EXERCISE:
Retype word for word the first line of the listing and each line after it up to the line with "import clsx from", with the pictures taken out.

:: SUPPLIED MATERIAL ::

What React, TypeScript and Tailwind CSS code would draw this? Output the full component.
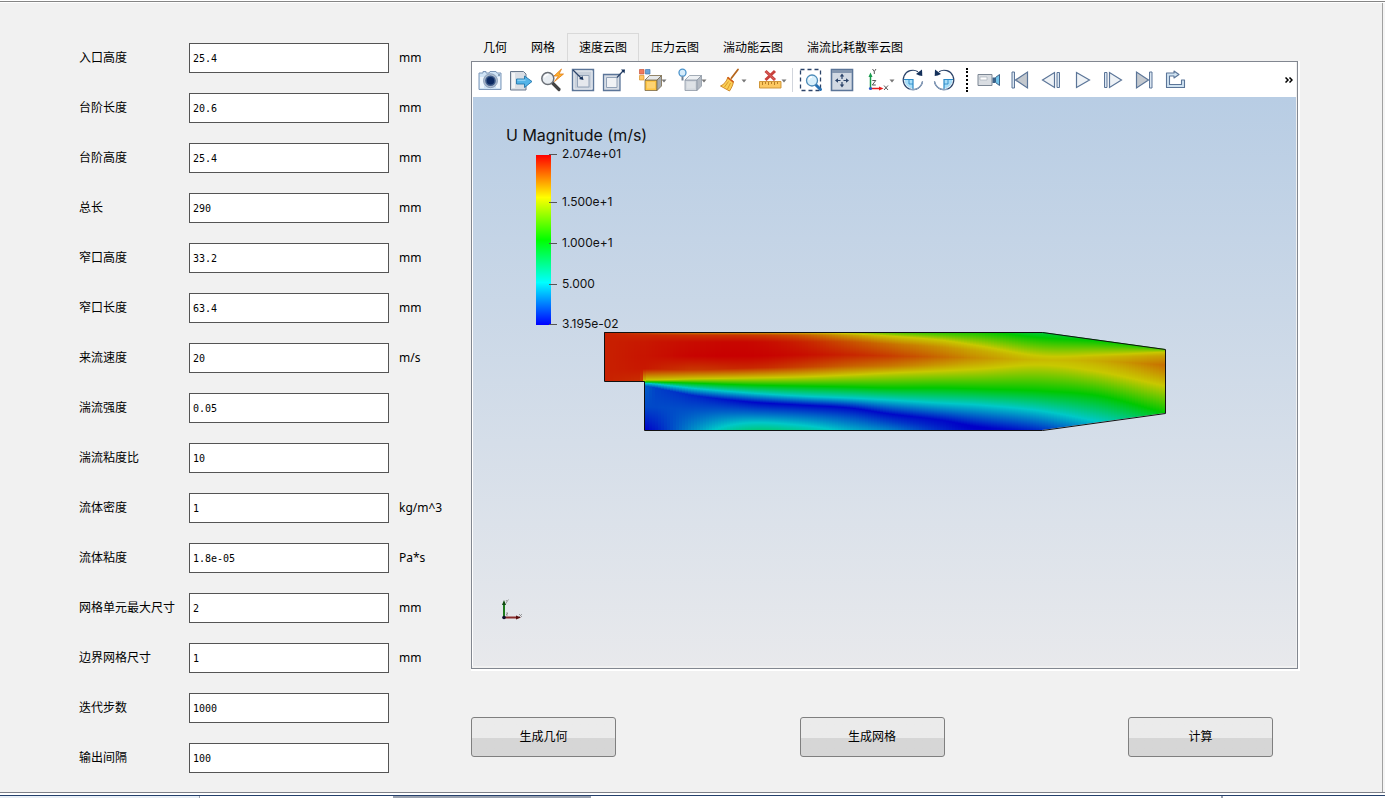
import { useState } from "react";
import type { ReactNode } from "react";
import clsx from "clsx";

const fields = [
  { id: "inlet-height", label: "入口高度", value: "25.4", unit: "mm" },
  { id: "step-length", label: "台阶长度", value: "20.6", unit: "mm" },
  { id: "step-height", label: "台阶高度", value: "25.4", unit: "mm" },
  { id: "total-length", label: "总长", value: "290", unit: "mm" },
  { id: "throat-height", label: "窄口高度", value: "33.2", unit: "mm" },
  { id: "throat-length", label: "窄口长度", value: "63.4", unit: "mm" },
  { id: "velocity", label: "来流速度", value: "20", unit: "m/s" },
  { id: "intensity", label: "湍流强度", value: "0.05", unit: "" },
  { id: "viscosity-ratio", label: "湍流粘度比", value: "10", unit: "" },
  { id: "density", label: "流体密度", value: "1", unit: "kg/m^3" },
  { id: "viscosity", label: "流体粘度", value: "1.8e-05", unit: "Pa*s" },
  { id: "max-cell", label: "网格单元最大尺寸", value: "2", unit: "mm" },
  { id: "boundary-cell", label: "边界网格尺寸", value: "1", unit: "mm" },
  { id: "iterations", label: "迭代步数", value: "1000", unit: "" },
  { id: "interval", label: "输出间隔", value: "100", unit: "" },
];

const tabs = [
  "几何",
  "网格",
  "速度云图",
  "压力云图",
  "湍动能云图",
  "湍流比耗散率云图",
];

const actions = ["生成几何", "生成网格", "计算"];

/* ---------- velocity field ---------- */

type Knot = [y: number, value: number];

// Vertical velocity profiles along the channel, value 0 = min, 1 = max
const stations: { x: number; knots: Knot[] }[] = [
  { x: 0, knots: [[0, 0.96], [3, 0.96], [10, 0.96], [24, 0.96], [37, 0.96], [50, 0.96], [51, 0.5], [52, 0.25], [54, 0.12], [75, 0.1], [99, 0.02]] },
  { x: 37, knots: [[0, 0.91], [3, 0.95], [10, 0.97], [24, 0.975], [37, 0.97], [50, 0.94], [51, 0.5], [52, 0.25], [54, 0.12], [75, 0.09], [99, 0]] },
  { x: 41, knots: [[0, 0.9], [3, 0.95], [10, 0.97], [24, 0.975], [37, 0.97], [48, 0.75], [50, 0.5], [51, 0.25], [54, 0.12], [75, 0.09], [99, 0]] },
  { x: 52, knots: [[0, 0.87], [3, 0.95], [10, 0.975], [24, 0.98], [37, 0.96], [48, 0.75], [50, 0.5], [52, 0.25], [56, 0.08], [75, 0.09], [99, 0.03]] },
  { x: 86, knots: [[0, 0.82], [3, 0.94], [10, 0.985], [24, 0.995], [38, 0.93], [47, 0.75], [51, 0.5], [56, 0.25], [63, 0.05], [78, 0.1], [99, 0.17]] },
  { x: 146, knots: [[0, 0.78], [3, 0.93], [10, 0.99], [24, 1], [36, 0.95], [46, 0.75], [53, 0.5], [61, 0.25], [70, 0.01], [82, 0.14], [99, 0.35]] },
  { x: 196, knots: [[0, 0.75], [3, 0.89], [10, 0.96], [23, 0.985], [35, 0.92], [45, 0.75], [54, 0.5], [64, 0.25], [73, 0.01], [84, 0.14], [99, 0.32]] },
  { x: 246, knots: [[0, 0.68], [3, 0.8], [10, 0.9], [23, 0.955], [34, 0.88], [43, 0.75], [55, 0.5], [66, 0.25], [76, 0.01], [86, 0.11], [99, 0.23]] },
  { x: 286, knots: [[0, 0.57], [4, 0.75], [12, 0.86], [24, 0.925], [34, 0.85], [41, 0.75], [56, 0.5], [68, 0.25], [82, 0.01], [90, 0.08], [99, 0.17]] },
  { x: 336, knots: [[0, 0.53], [8, 0.75], [15, 0.82], [25, 0.87], [33, 0.81], [39, 0.75], [56, 0.5], [71, 0.25], [88, 0.01], [93, 0.03], [99, 0.06]] },
  { x: 376, knots: [[0, 0.51], [14, 0.75], [19, 0.79], [26, 0.82], [31, 0.79], [37, 0.75], [57, 0.5], [73, 0.25], [95, 0], [97, 0], [99, 0.01]] },
  { x: 438, knots: [[0, 0.42], [24, 0.75], [26, 0.76], [28, 0.77], [30, 0.76], [33, 0.75], [59, 0.5], [79, 0.25], [99, 0.05], [101, 0.05], [102, 0.05]] },
  { x: 496, knots: [[8, 0.48], [23, 0.75], [25, 0.77], [29, 0.79], [34, 0.77], [40, 0.75], [64, 0.5], [90, 0.25], [103, 0.15], [105, 0.15], [107, 0.15]] },
  { x: 561, knots: [[16, 0.52], [20, 0.75], [24, 0.8], [33, 0.86], [43, 0.81], [54, 0.75], [81, 0.5], [100, 0.3], [108, 0.2], [110, 0.2], [112, 0.2]] },
];

const COLUMN = 3;
const FIELD_BOTTOM = 100;

const palette = [
  [0, 0, 200],
  [0, 200, 200],
  [0, 200, 0],
  [200, 200, 0],
  [200, 0, 0],
];

function colorOf(value: number) {
  const t = Math.min(Math.max(value, 0), 1) * 4;
  const i = Math.min(Math.floor(t), 3);
  const [r, g, b] = palette[i].map((c, k) =>
    Math.round(c + (palette[i + 1][k] - c) * (t - i))
  );
  return `rgb(${r},${g},${b})`;
}

// Hermite interpolation keeps the isolines smooth downstream of the step;
// the first stations change abruptly and stay linear
function interpolate(x: number, pick: (i: number) => number) {
  let i = 0;
  while (i < stations.length - 2 && x > stations[i + 1].x) i++;
  const h = stations[i + 1].x - stations[i].x;
  const t = (x - stations[i].x) / h;
  if (i < 4) return pick(i) + (pick(i + 1) - pick(i)) * t;
  const slope = (k: number) => {
    const a = Math.max(k - 1, 0);
    const b = Math.min(k + 1, stations.length - 1);
    return (pick(b) - pick(a)) / (stations[b].x - stations[a].x);
  };
  const t2 = t * t;
  const t3 = t2 * t;
  return (
    (2 * t3 - 3 * t2 + 1) * pick(i) +
    (t3 - 2 * t2 + t) * h * slope(i) +
    (3 * t2 - 2 * t3) * pick(i + 1) +
    (t3 - t2) * h * slope(i + 1)
  );
}

function profileAt(x: number): Knot[] {
  const knots = stations[0].knots.map(
    (_, k): Knot => [
      interpolate(x, (i) => stations[i].knots[k][0]),
      interpolate(x, (i) => stations[i].knots[k][1]),
    ]
  );
  // Add a stop wherever a palette colour is crossed between two knots
  const stops: Knot[] = [];
  knots.forEach(([y, v], k) => {
    stops.push([y, v]);
    const next = knots[k + 1];
    if (!next) return;
    const crossed = [0.25, 0.5, 0.75]
      .filter((c) => (c - v) * (c - next[1]) < 0)
      .map((c): Knot => [y + ((c - v) / (next[1] - v)) * (next[0] - y), c]);
    stops.push(...crossed.sort((a, b) => a[0] - b[0]));
  });
  return stops;
}

const columns = Array.from({ length: 187 }, (_, i) => ({
  x: i * COLUMN,
  stops: profileAt(i * COLUMN + COLUMN / 2),
}));

const OUTLINE = "0,0 438,0 561,17 561,81 438,98 40,98 40,49 0,49";

const legend = [
  { y: 58, text: "2.074e+01" },
  { y: 106, text: "1.500e+1" },
  { y: 147, text: "1.000e+1" },
  { y: 188, text: "5.000" },
  { y: 228, text: "3.195e-02" },
];

function FlowView() {
  return (
    <svg
      viewBox="0 0 823 569"
      className="block aspect-[823/569] w-full bg-linear-to-b from-[#b8cde4] to-[#e8e9ec]"
      role="img"
      aria-label="U Magnitude"
    >
      <defs>
        <linearGradient id="scale" x1="0" y1="1" x2="0" y2="0">
          <stop offset="0" stopColor="#0000ff" />
          <stop offset="0.25" stopColor="#00ffff" />
          <stop offset="0.5" stopColor="#00ff00" />
          <stop offset="0.75" stopColor="#ffff00" />
          <stop offset="1" stopColor="#ff0000" />
        </linearGradient>
        <clipPath id="channel">
          <polygon points={OUTLINE} />
        </clipPath>
        {columns.map((col, i) => (
          <linearGradient
            key={i}
            id={`col${i}`}
            gradientUnits="userSpaceOnUse"
            x1="0"
            y1="0"
            x2="0"
            y2={FIELD_BOTTOM}
          >
            {col.stops.map(([y, v], k) => (
              <stop
                key={k}
                offset={Math.min(Math.max(y / FIELD_BOTTOM, 0), 1)}
                stopColor={colorOf(v)}
              />
            ))}
          </linearGradient>
        ))}
      </defs>

      {/* Colour legend */}
      <text x="33" y="44" className="font-['Inter'] text-[16px]" fill="#111">
        U Magnitude (m/s)
      </text>
      <rect x="63" y="58" width="15" height="170" fill="url(#scale)" />
      {legend.map((mark) => (
        <g key={mark.text}>
          <path d={`M76 ${mark.y - 0.5}h8`} stroke="#555" />
          <text
            x="89"
            y={mark.y + 3}
            className="font-['Inter'] text-[12px]"
            fill="#111"
          >
            {mark.text}
          </text>
        </g>
      ))}

      {/* Velocity contour */}
      <g transform="translate(131 235)">
        <g clipPath="url(#channel)" shapeRendering="crispEdges">
          {columns.map((col, i) => (
            <rect
              key={i}
              x={col.x}
              y="0"
              width={COLUMN}
              height={FIELD_BOTTOM}
              fill={`url(#col${i})`}
            />
          ))}
        </g>
        <polygon
          points={OUTLINE}
          transform="translate(0.5 0.5)"
          fill="none"
          stroke="#111"
        />
      </g>

      {/* Orientation marker */}
      <path d="M31 520v-14" stroke="#1c7a1c" strokeWidth="2" />
      <path d="M29 508l2-5 2 5z" fill="#0f4a0f" />
      <path d="M31 520.5h13" stroke="#8a2a2a" strokeWidth="2" />
      <path d="M43 518.500l5 2-5 2z" fill="#5a1010" />
      <circle cx="31" cy="520.5" r="1.8" fill="#101030" />
      <path
        d="M33 503l1 1.500 1.500-2M34 504.500l-1 2M46 517l3 3M49 517l-3 3M33 516h2l-2 2h2"
        fill="none"
        stroke="#888"
        strokeWidth="0.8"
      />
    </svg>
  );
}

/* ---------- toolbar ---------- */

const NAVY = "#2b4369";
const STEEL = "#5b7598";

const Caret = () => <path d="M28.500 11.500h5l-2.500 3z" fill="#777" />;

const Cube = ({ front, top, side, line }: { front: string; top: string; side: string; line: string }) => (
  <g stroke={line} strokeWidth="0.8" strokeLinejoin="round">
    <path d="M12 12h12v10.500H12z" fill={front} />
    <path d="M12 12l4.500-4.500h12L24 12z" fill={top} />
    <path d="M24 12l4.500-4.500V18L24 22.500z" fill={side} />
    <path d="M14 14h8v6.500h-8z" fill="#fff" fillOpacity="0.25" stroke="none" />
  </g>
);

const RotateArc = () => (
  <>
    <path d="M12 12v8.500A8.500 8.500 0 0 1 3.500 12z" fill="#a9def8" />
    <path d="M3 11.500h9V21" fill="none" stroke="#2c8ac8" strokeWidth="1.2" />
    <path d="M8 12v4h4" fill="none" stroke="#2c8ac8" strokeWidth="0.9" />
    <path d="M21.500 13.500A9.700 9.700 0 1 1 17 3.700" fill="none" stroke={NAVY} strokeWidth="1.2" />
    <path d="M21.500 13.500A9.700 9.700 0 0 1 8 20.800" fill="none" stroke="#8aa2bf" strokeWidth="1.3" />
    <path d="M15 6l6-4.500.3 6.500-3-.5z" fill="#14305a" />
  </>
);

const icons: Record<string, ReactNode> = {
  camera: (
    <>
      <path d="M3 5h2V3.500h3V5h3l1-1.500h6L19 5h4v16.500H1V5z" fill="#cfe3f5" stroke="#7d97b8" />
      <path d="M2 9h4v11H2zM18 9h4v11h-4z" fill="#edf5fc" />
      <circle cx="12.5" cy="12.7" r="7" fill="#aab9cd" stroke="#8195b0" strokeWidth="0.8" />
      <circle cx="12.5" cy="12.7" r="5.300" fill="#3f5c8a" />
      <circle cx="12.5" cy="12.7" r="3.800" fill="#0c2a62" />
      <path d="M20 7h2" stroke="#3f5878" />
    </>
  ),
  export: (
    <>
      <path d="M1.500 3.500h13L17 6v16H1.500z" fill="#d9dee5" stroke="#68788d" />
      <path d="M3 5h3v15H3z" fill="#f3f5f7" />
      <path d="M7.500 11h8V8l7.500 5.500-7.500 6V16h-8z" fill="#54b4e8" stroke="#2376ad" strokeWidth="0.9" />
      <path d="M8.500 12.200h8" stroke="#a6dcf8" />
    </>
  ),
  bolt: (
    <>
      <path d="M11.500 14l7.500 7.500" stroke="#444" strokeWidth="3.2" strokeLinecap="round" />
      <circle cx="7.8" cy="10.5" r="6" fill="#e8edf2" stroke="#6a6f76" strokeWidth="1.5" />
      <path d="M4.500 9.500a3.500 3.500 0 0 1 4-3" fill="none" stroke="#fff" strokeWidth="1.5" />
      <path d="M21.500 1l-7.500 7h4.500L14.500 13.500 23.500 6H19z" fill="#ffb52e" stroke="#e07b1b" strokeWidth="0.8" />
    </>
  ),
  shrink: (
    <>
      <path d="M1.500 1.500h21v21h-21z" fill="#c8d0db" stroke={STEEL} strokeWidth="1.4" />
      <path d="M3 3h18v18H3z" fill="none" stroke="#e9edf2" />
      <path d="M6.500 7.500h11.500v11.500H6.500z" fill="#e5e8ed" stroke="#93a3b8" />
      <path d="M2 2l8.500 8.500" stroke={NAVY} strokeWidth="1.2" />
      <path d="M12.500 12l-1-4-3.500 3z" fill="#14305a" />
    </>
  ),
  grow: (
    <>
      <path d="M1.500 6.500h16.500v16H1.500z" fill="#d7dde5" stroke={STEEL} strokeWidth="1.3" />
      <path d="M4.500 9.500h10.500v10H4.500z" fill="#f0f2f5" stroke="#93a3b8" />
      <path d="M15 9.500l6-6.500" stroke={NAVY} strokeWidth="1.2" />
      <path d="M23 1.500h-4l3.500 4z" fill="#14305a" />
    </>
  ),
  colorCube: (
    <>
      <path d="M6.500 1.500h4.500V6H6.500z" fill="#f07a5e" stroke="#c9563e" strokeWidth="0.7" />
      <path d="M12.500 1.500h4.500V6h-4.500z" fill="#6ba3d8" stroke="#4478b0" strokeWidth="0.7" />
      <path d="M6.500 7.500h4.500V12H6.500z" fill="#ffc561" stroke="#d99632" strokeWidth="0.7" />
      <Cube front="#fdc443" top="#e6e8ea" side="#a3a9b0" line="#7a6a48" />
      <Caret />
    </>
  ),
  grayCube: (
    <>
      <Cube front="#d3d8de" top="#edf0f3" side="#b3bac3" line="#8e98a4" />
      <circle cx="9.5" cy="4.7" r="3.5" fill="#d5ecfb" stroke="#4b93cb" strokeWidth="1.3" />
      <path d="M9.500 8.500v4" stroke="#6d7f92" strokeWidth="2" />
      <Caret />
    </>
  ),
  broom: (
    <>
      <path d="M18.500 10l6.500-8.500" stroke="#b5661d" strokeWidth="1.8" strokeLinecap="round" />
      <path d="M15 9l5.500 4.500c-.5 3.500-2 6.500-4 9.500L7.500 18c3.500-1.500 6-4.500 7.500-9z" fill="#fbcf55" stroke="#c97f1c" strokeWidth="0.9" />
      <path d="M14.500 9.500l6 4.800" stroke="#d2551e" strokeWidth="1.4" />
      <path d="M15.500 13.500l-4 5.500M17.500 15l-3 6" stroke="#d18b1c" strokeWidth="0.8" />
      <Caret />
    </>
  ),
  ruler: (
    <>
      <path d="M6.500 13.500h21.500v6.500H6.500z" fill="#fcc862" stroke="#cc8f2c" strokeWidth="0.9" />
      <path d="M9.500 14v3M12.500 14v2M15.500 14v3M18.500 14v2M21.500 14v3M24.500 14v2" stroke="#a66d17" strokeWidth="0.8" />
      <path d="M12.500 3l9.500 9M22 3l-9.500 9" stroke="#c8403c" strokeWidth="3" />
      <path d="M13 3.500l8.500 8" stroke="#dd716d" strokeWidth="0.8" />
      <Caret />
    </>
  ),
  zoomBox: (
    <>
      <path d="M1.500 1.500h20v21h-20z" fill="none" stroke={NAVY} strokeWidth="1.3" strokeDasharray="4 3" />
      <path d="M16.500 16.500l5 5" stroke="#2772b5" strokeWidth="3" strokeLinecap="round" />
      <circle cx="13" cy="12.5" r="5.5" fill="#d8f0fc" stroke="#4c8bb8" strokeWidth="1.3" />
      <path d="M10 12a3 3 0 0 1 3-3" fill="none" stroke="#fff" strokeWidth="1.3" />
    </>
  ),
  fit: (
    <>
      <path d="M1.500 1.500h21v21h-21z" fill="#d2d9e3" stroke={STEEL} strokeWidth="1.6" />
      <path d="M2 2h20v3H2z" fill="#8496af" />
      <path d="M12 8v3M12 14v3M7.500 12.500h3M13.500 12.500h3" stroke={NAVY} strokeWidth="1.2" />
      <path d="M12 5.500l2.200 3H9.800zM12 19.500l2.200-3H9.800zM5 12.500l3-2.200v4.400zM19 12.500l-3-2.200v4.400z" fill={NAVY} />
    </>
  ),
  axes: (
    <>
      <path d="M9.500 20.500V8" stroke="#149a4a" strokeWidth="1.5" />
      <path d="M7.500 9l2-4.500 2 4.500z" fill="#149a4a" />
      <path d="M9.500 20.500H19" stroke="#e81c1c" strokeWidth="1.5" />
      <path d="M18 18.500l4.500 2-4.500 2z" fill="#e81c1c" />
      <circle cx="9.5" cy="20.5" r="1.6" fill="#2a57c8" />
      <path
        d="M11.500 1l1.800 2.500L15 1M13.300 3.500V6M11.300 12.500h3.500l-3.500 4.500h3.500M23 17.500l4 4.500M27 17.500L23 22"
        fill="none"
        stroke="#444"
        strokeWidth="0.9"
      />
      <Caret />
    </>
  ),
  rotateCw: <RotateArc />,
  rotateCcw: (
    <g transform="matrix(-1 0 0 1 24 0)">
      <RotateArc />
    </g>
  ),
  video: (
    <>
      <path d="M1 6.500h14v11H1z" fill="#d9dde2" stroke="#7c8794" />
      <path d="M3 9h7v3H3z" fill="#fff" stroke="#aab2bc" strokeWidth="0.7" />
      <path d="M15.500 9.500h2.500v5.500h-2.500z" fill="#3c6288" />
      <path d="M18.500 9.500L22.500 6.500v11l-4-3z" fill="#72c4ea" stroke="#3c6288" />
    </>
  ),
  first: (
    <>
      <path d="M4 4h2.500v16H4z" fill="#dbe6f1" stroke={STEEL} />
      <path d="M19.500 4v16L7.500 12z" fill="#c3c8ce" stroke={STEEL} strokeWidth="1.2" />
    </>
  ),
  prev: (
    <>
      <path d="M15.500 4.500v15L3.500 12z" fill="#eef2f6" stroke={STEEL} strokeWidth="1.2" />
      <path d="M18 4.500h2.500v15H18z" fill="#dbe6f1" stroke={STEEL} />
    </>
  ),
  play: <path d="M6.500 4.500v15L19.500 12z" fill="#eef2f6" stroke={STEEL} strokeWidth="1.2" />,
  next: (
    <>
      <path d="M3.500 4.500H6v15H3.500z" fill="#dbe6f1" stroke={STEEL} />
      <path d="M8.500 4.500v15L20.500 12z" fill="#eef2f6" stroke={STEEL} strokeWidth="1.2" />
    </>
  ),
  last: (
    <>
      <path d="M4.500 4v16L16.500 12z" fill="#c3c8ce" stroke={STEEL} strokeWidth="1.2" />
      <path d="M17.500 4H20v16h-2.500z" fill="#dbe6f1" stroke={STEEL} />
    </>
  ),
  loop: (
    <path
      d="M3.500 5h7.500V3l5 3.500-5 3.500V8H6.500v8.500h12V12H21.500v7.500h-18z"
      fill="#cfe2f1"
      stroke={STEEL}
      strokeWidth="1.1"
      strokeLinejoin="round"
    />
  ),
};

const wide = ["colorCube", "grayCube", "broom", "ruler", "axes"];

const toolbar = [
  "camera", "export", "bolt", "shrink", "grow",
  "colorCube", "grayCube", "broom", "ruler", "|",
  "zoomBox", "fit", "axes", "rotateCw", "rotateCcw", ":",
  "video", "first", "prev", "play", "next", "last", "loop",
];

function Toolbar() {
  return (
    <div className="flex h-[35px] items-center gap-[7px] bg-white pr-[3px] pl-[5px]">
      {toolbar.map((name) => {
        if (name === "|") {
          return <div key={name} className="-mx-px h-6 w-px shrink-0 bg-gray-300" />;
        }
        if (name === ":") {
          return (
            <div key={name} className="flex h-6 w-[7px] shrink-0 justify-center">
              <div className="border-l-2 border-dotted border-black" />
            </div>
          );
        }
        const w = wide.includes(name) ? 33 : 24;
        return (
          <button key={name} type="button" aria-label={name} className="shrink-0">
            <svg width={w} height="24" viewBox={`0 0 ${w} 24`} className="block overflow-visible">
              {icons[name]}
            </svg>
          </button>
        );
      })}
      <button type="button" aria-label="more" className="ml-auto shrink-0">
        <svg width="8" height="6" viewBox="0 0 8 6" className="block">
          <path d="M0.500 0.500L3 3 0.500 5.500M4.500 0.500L7 3 4.500 5.500" fill="none" stroke="#000" strokeWidth="1.5" />
        </svg>
      </button>
    </div>
  );
}

export default function App() {
  const [active, setActive] = useState("速度云图");

  return (
    <div className="flex min-h-screen flex-col bg-white pt-px font-['Noto_Sans','Noto_Sans_CJK_SC',sans-serif] text-[12px] text-black">
      <div className="flex grow border-t border-[#858585] pt-px">
        <main className="flex grow items-start border-r border-[#a0a0a0] bg-[#f1f1f1] pr-[82px] pb-[18px] pl-[79px]">
          {/* Parameters */}
          <form className="flex w-[392px] shrink-0 flex-col gap-5 pt-10">
            {fields.map((field) => (
              <div key={field.id} className="flex h-[30px] items-center">
                <label htmlFor={field.id} className="w-[110px]">
                  {field.label}
                </label>
                <input
                  id={field.id}
                  defaultValue={field.value}
                  className="h-full w-[200px] border border-[#545454] bg-white px-[3px] font-['DejaVu_Sans_Mono',monospace] text-[10px] outline-none"
                />
                <span className="pl-[10px]">{field.unit}</span>
              </div>
            ))}
          </form>

          {/* Results */}
          <div className="flex min-w-0 grow flex-col pt-[30px]">
            <div role="tablist" className="flex">
              {tabs.map((tab) => (
                <button
                  key={tab}
                  type="button"
                  role="tab"
                  aria-selected={tab === active}
                  onClick={() => setActive(tab)}
                  className={clsx(
                    "h-7 border border-b-0 px-[11px]",
                    tab === active ? "border-[#d9d9d9]" : "border-transparent"
                  )}
                >
                  {tab}
                </button>
              ))}
            </div>
            <div className="border-r-2 border-b-2 border-white">
              <div className="border border-[#828790] bg-[#f1f1f1] pr-px pb-0.5">
                <div className="border-l border-white">
                  <Toolbar />
                  <FlowView />
                </div>
              </div>
            </div>
            <div className="mt-[46px] flex justify-between pr-[27px]">
              {actions.map((action) => (
                <button
                  key={action}
                  type="button"
                  className="h-10 w-[145px] rounded-[3px] border border-[#7f7f7f] bg-linear-to-b from-[#ebebeb] from-52% to-[#d6d6d6] to-52%"
                >
                  {action}
                </button>
              ))}
            </div>
          </div>
        </main>
        <div className="w-0.5 bg-[#f5f5f5]" />
      </div>
      <div className="h-1 border-t border-b border-t-[#7c7f88] border-b-[#24406c] bg-white" />
      <div className="flex h-0.5">
        <div className="w-[200px] border-r border-gray-400 bg-[#e9f0f7]" />
        <div className="grow" />
        <div className="w-[198px] bg-gray-400" />
        <div className="w-[630px]" />
        <div className="w-[164px] border-l-2 border-gray-400" />
      </div>
    </div>
  );
}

:::

RESULT BELOW:
What React, TypeScript and Tailwind CSS code would draw this? Output the full component.
import { useState } from "react";
import type { ReactNode } from "react";
import clsx from "clsx";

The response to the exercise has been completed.